━━ RECORDS PROVIDED ━━

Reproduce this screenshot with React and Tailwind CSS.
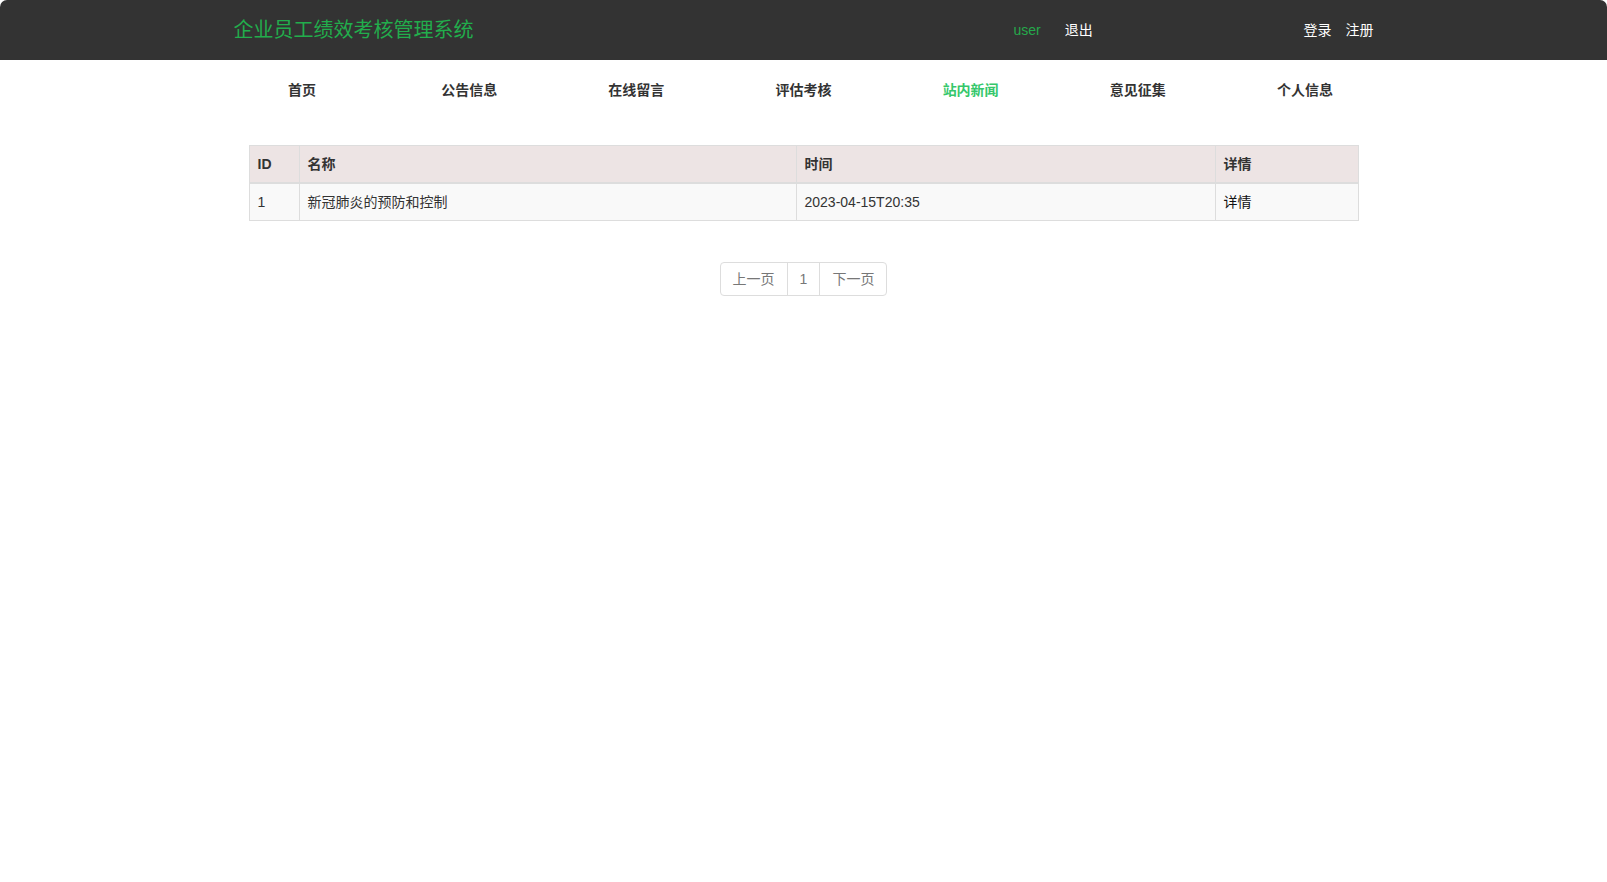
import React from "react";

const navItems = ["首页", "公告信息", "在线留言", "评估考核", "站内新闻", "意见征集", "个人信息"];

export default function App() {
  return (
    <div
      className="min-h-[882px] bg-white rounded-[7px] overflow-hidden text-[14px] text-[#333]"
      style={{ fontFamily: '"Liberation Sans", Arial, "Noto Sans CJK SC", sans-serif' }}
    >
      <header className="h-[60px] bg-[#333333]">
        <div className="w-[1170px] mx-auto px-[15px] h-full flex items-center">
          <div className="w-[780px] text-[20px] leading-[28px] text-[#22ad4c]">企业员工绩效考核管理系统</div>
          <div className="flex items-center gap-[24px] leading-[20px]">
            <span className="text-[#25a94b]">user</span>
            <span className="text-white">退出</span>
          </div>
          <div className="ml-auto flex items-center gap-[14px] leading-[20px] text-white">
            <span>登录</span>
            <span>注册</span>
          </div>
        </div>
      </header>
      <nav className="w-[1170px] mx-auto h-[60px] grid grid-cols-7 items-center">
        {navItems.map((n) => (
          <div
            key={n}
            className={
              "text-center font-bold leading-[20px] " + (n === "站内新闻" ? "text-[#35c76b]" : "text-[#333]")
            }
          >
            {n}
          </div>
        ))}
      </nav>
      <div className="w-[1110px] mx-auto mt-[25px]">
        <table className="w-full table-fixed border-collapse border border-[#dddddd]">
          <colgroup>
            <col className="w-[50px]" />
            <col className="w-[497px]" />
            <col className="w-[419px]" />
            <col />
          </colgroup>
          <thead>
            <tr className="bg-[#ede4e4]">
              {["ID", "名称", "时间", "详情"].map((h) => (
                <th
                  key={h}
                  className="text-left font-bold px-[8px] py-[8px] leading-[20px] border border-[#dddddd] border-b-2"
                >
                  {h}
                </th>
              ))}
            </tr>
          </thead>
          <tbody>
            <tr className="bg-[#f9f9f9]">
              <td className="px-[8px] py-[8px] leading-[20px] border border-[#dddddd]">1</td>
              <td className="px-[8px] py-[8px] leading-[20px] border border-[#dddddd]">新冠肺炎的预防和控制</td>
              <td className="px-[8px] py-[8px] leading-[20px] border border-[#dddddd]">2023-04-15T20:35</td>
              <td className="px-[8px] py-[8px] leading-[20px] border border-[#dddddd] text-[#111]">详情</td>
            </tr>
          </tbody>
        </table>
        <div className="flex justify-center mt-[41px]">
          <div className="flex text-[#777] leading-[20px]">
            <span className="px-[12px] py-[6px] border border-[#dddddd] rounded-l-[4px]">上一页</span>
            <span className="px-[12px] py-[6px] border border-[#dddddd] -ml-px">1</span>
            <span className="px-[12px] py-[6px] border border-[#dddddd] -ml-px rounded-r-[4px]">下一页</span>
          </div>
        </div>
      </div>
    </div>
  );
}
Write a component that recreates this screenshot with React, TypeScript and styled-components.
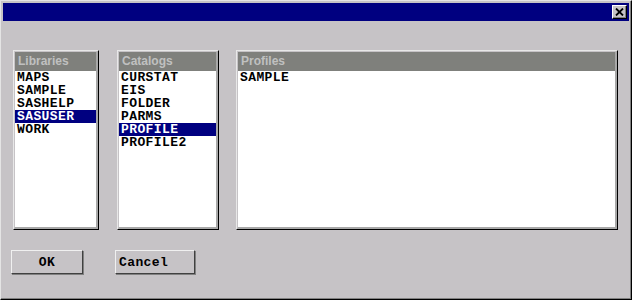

━━━

## EXERCISE DESCRIPTION:
Pick out each line in the material containing "React".

## CORRECT RESPONSE:
Reproduce this screenshot with React and Tailwind CSS.
import React from "react";
Write a component that recreates this screenshot with React, TypeScript and styled-components.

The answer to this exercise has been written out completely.